=== RECORD LIST ===

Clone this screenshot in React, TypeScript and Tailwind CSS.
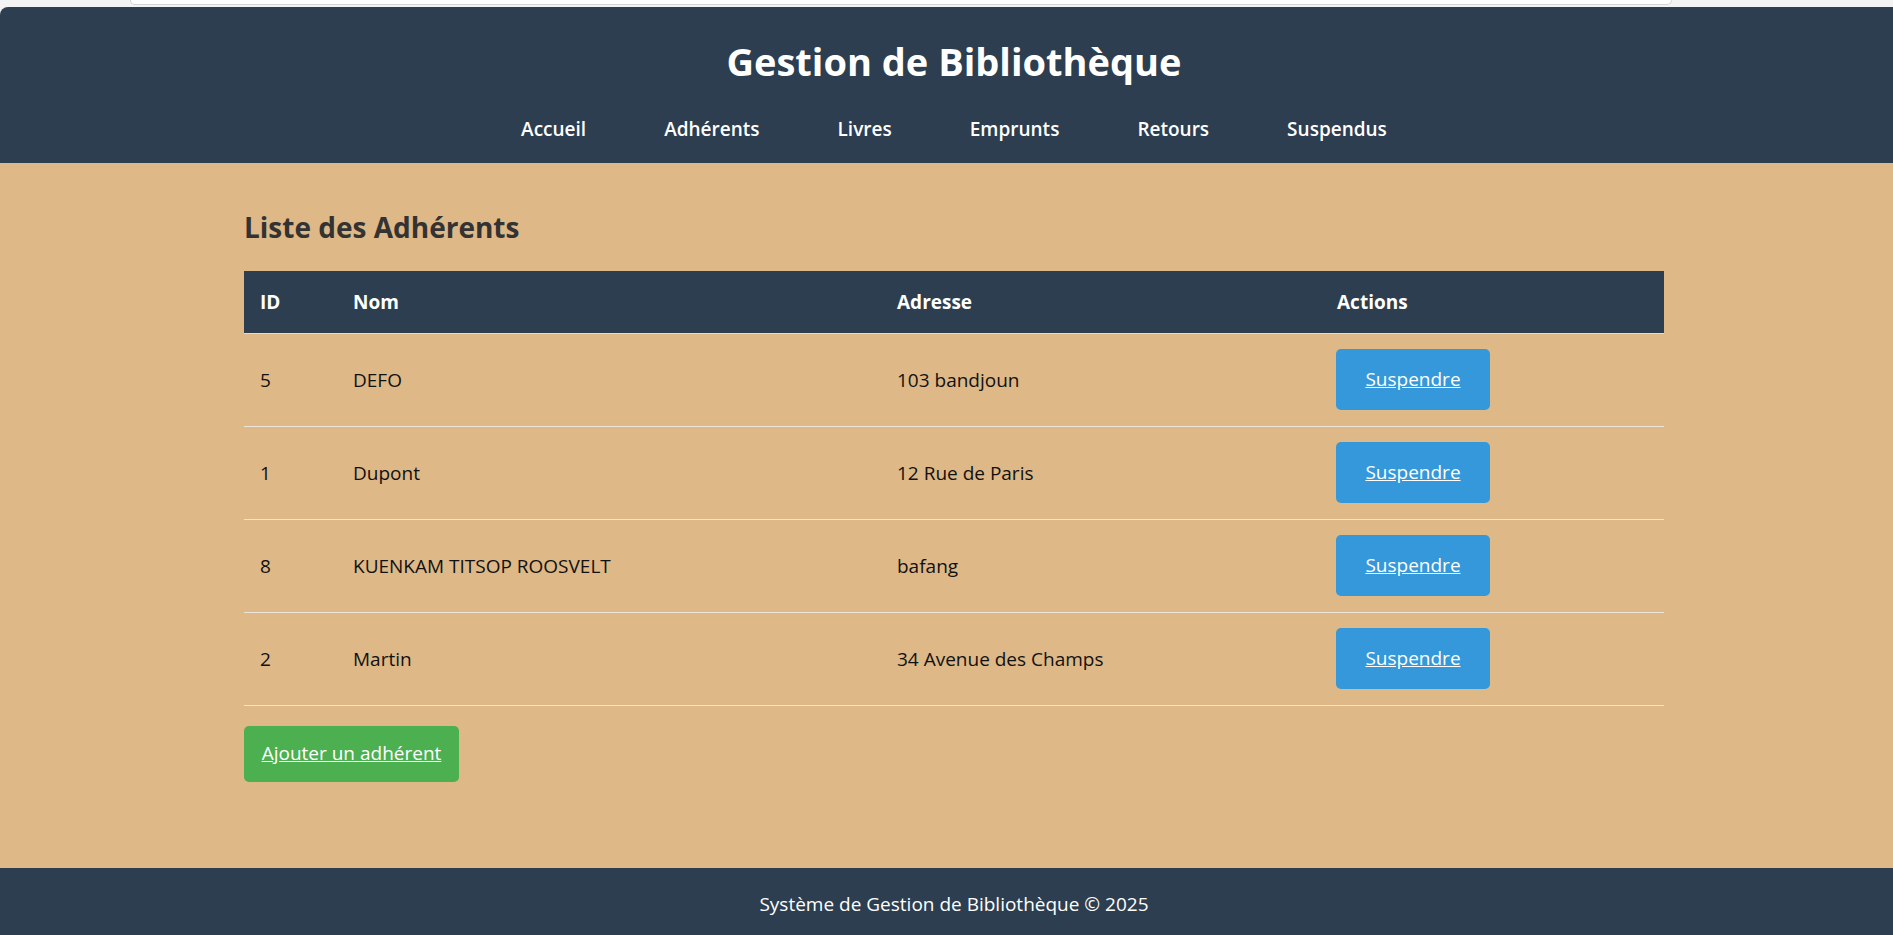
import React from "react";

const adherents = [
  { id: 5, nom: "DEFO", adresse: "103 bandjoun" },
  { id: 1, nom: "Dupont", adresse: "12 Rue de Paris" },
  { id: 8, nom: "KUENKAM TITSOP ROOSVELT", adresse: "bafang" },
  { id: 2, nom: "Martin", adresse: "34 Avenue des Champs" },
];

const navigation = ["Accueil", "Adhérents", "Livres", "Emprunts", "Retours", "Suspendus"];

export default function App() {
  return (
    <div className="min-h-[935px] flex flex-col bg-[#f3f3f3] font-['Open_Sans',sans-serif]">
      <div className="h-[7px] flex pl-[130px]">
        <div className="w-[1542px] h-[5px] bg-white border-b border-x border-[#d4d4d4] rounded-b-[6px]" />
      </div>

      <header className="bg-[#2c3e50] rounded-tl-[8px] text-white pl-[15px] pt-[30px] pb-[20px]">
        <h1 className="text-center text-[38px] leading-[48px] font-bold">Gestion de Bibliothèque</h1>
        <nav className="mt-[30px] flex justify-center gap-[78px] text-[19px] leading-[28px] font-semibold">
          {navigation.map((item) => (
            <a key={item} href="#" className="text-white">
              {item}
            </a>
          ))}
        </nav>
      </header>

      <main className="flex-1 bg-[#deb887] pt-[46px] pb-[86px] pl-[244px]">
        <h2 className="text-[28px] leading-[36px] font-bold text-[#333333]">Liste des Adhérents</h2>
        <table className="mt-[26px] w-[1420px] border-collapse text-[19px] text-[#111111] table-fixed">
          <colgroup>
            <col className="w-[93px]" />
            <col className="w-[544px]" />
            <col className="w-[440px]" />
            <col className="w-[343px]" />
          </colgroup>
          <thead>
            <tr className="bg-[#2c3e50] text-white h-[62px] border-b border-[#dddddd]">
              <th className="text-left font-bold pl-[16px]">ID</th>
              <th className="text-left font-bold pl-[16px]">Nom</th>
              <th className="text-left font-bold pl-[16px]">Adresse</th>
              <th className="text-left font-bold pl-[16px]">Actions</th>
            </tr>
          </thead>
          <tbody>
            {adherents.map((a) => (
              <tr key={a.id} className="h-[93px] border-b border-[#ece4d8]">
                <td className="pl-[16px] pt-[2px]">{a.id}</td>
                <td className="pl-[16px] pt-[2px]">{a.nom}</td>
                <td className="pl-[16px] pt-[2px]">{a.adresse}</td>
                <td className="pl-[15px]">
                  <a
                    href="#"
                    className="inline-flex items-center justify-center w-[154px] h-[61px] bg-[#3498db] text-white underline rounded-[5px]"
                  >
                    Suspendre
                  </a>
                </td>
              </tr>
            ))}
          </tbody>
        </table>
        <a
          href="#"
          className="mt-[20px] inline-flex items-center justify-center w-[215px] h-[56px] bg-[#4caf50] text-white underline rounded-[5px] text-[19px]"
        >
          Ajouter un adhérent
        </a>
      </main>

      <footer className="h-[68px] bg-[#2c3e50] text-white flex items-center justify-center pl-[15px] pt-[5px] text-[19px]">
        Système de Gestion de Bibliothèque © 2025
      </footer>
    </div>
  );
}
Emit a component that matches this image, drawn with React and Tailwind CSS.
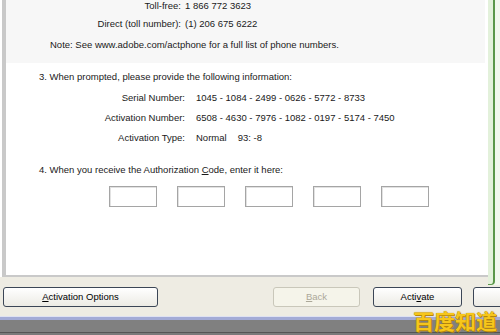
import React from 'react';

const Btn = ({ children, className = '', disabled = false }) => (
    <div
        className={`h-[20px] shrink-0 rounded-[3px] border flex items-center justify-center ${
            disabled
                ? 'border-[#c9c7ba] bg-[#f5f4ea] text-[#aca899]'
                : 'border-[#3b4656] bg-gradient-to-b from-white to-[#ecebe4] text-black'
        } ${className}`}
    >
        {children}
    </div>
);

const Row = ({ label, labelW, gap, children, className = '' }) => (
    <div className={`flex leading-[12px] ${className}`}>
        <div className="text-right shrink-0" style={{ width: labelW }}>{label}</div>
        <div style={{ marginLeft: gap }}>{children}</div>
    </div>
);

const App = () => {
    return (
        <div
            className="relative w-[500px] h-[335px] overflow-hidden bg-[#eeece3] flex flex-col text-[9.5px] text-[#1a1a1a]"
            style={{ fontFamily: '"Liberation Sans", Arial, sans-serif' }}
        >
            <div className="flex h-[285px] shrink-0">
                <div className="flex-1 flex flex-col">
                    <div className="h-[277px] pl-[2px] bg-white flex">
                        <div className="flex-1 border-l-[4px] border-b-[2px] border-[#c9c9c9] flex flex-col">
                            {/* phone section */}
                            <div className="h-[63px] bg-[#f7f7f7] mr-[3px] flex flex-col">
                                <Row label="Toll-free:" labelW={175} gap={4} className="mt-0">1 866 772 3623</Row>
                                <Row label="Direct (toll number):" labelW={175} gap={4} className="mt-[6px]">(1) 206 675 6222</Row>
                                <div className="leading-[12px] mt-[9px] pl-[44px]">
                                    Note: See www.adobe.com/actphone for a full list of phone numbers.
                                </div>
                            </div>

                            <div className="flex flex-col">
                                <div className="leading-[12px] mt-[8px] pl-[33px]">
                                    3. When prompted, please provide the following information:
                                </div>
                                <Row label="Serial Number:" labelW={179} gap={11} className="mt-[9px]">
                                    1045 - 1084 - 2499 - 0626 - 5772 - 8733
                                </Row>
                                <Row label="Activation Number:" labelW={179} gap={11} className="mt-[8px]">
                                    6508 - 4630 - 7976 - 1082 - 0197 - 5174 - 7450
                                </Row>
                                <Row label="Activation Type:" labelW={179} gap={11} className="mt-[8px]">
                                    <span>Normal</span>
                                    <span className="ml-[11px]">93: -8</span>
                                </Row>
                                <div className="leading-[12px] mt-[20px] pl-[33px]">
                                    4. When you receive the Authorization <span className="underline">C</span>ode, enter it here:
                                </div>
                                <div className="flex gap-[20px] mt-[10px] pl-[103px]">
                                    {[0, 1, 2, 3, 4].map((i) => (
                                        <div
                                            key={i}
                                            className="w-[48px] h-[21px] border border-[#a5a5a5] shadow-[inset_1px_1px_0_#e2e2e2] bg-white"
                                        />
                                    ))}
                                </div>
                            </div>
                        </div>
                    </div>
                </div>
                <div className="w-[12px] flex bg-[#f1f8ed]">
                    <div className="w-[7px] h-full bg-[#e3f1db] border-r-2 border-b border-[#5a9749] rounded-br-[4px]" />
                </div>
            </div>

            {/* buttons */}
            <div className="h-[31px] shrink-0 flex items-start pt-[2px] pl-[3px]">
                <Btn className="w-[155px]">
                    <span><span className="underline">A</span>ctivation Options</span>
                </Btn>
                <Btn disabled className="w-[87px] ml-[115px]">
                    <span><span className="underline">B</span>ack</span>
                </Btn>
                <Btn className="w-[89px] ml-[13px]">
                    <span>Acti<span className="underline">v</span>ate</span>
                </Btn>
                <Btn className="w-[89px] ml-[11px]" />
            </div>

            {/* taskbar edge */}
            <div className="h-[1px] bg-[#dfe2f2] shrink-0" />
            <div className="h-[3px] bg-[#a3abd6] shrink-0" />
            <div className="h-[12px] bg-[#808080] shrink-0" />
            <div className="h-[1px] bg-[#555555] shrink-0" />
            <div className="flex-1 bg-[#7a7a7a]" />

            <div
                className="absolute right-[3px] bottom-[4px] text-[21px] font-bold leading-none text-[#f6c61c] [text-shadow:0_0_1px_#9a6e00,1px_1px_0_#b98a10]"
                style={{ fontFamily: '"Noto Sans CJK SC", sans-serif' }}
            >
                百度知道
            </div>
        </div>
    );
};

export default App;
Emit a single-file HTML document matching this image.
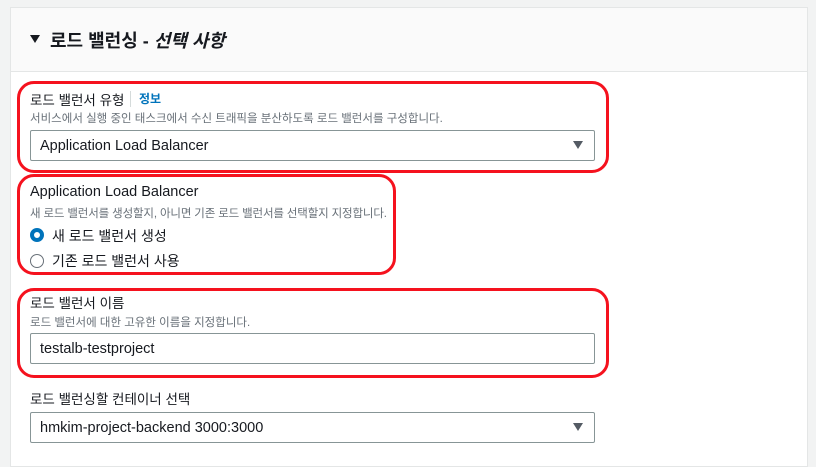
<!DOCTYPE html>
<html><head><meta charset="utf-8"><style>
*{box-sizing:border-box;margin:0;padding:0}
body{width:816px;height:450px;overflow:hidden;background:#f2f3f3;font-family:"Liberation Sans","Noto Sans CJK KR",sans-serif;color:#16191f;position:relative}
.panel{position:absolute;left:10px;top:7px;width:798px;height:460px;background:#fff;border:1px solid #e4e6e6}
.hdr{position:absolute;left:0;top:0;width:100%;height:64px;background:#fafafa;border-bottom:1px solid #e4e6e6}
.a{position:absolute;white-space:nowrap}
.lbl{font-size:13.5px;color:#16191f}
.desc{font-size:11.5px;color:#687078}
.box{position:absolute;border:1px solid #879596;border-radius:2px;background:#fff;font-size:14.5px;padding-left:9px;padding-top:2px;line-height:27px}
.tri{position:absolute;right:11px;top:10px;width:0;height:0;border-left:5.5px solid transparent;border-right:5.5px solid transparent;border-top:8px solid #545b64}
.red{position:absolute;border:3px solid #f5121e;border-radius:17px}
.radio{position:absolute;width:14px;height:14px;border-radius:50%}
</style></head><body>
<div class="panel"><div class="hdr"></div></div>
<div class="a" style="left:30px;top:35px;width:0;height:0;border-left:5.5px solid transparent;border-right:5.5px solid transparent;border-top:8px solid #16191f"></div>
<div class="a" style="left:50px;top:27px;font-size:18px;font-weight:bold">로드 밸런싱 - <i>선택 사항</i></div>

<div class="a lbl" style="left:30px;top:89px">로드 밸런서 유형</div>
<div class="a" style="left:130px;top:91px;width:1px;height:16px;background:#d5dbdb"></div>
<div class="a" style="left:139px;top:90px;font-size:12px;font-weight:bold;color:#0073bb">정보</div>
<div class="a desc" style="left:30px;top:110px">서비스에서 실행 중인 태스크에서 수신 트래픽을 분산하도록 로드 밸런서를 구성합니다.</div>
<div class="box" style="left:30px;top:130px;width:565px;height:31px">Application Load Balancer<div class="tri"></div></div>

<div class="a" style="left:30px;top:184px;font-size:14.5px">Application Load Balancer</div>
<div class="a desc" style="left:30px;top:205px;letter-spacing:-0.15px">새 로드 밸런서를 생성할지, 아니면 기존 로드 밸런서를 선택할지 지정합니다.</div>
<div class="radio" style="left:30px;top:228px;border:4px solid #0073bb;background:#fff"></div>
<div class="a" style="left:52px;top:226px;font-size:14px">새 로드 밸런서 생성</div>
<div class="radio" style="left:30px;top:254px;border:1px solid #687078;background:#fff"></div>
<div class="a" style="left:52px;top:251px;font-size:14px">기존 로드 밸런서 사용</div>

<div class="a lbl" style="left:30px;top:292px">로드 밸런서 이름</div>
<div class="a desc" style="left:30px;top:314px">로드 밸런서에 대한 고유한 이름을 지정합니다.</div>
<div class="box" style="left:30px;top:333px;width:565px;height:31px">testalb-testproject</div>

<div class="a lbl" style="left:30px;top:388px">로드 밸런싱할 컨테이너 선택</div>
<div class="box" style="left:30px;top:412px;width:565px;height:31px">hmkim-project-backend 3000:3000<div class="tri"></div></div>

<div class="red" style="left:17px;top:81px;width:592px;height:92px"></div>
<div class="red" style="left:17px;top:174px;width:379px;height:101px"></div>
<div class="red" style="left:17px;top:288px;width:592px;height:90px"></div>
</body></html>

===

* [PROBLEM DESCRIPTION]: Check every line of the listing for the string "this" and report how many lines have it, as a number alone.

* [FINAL RESULT]: 3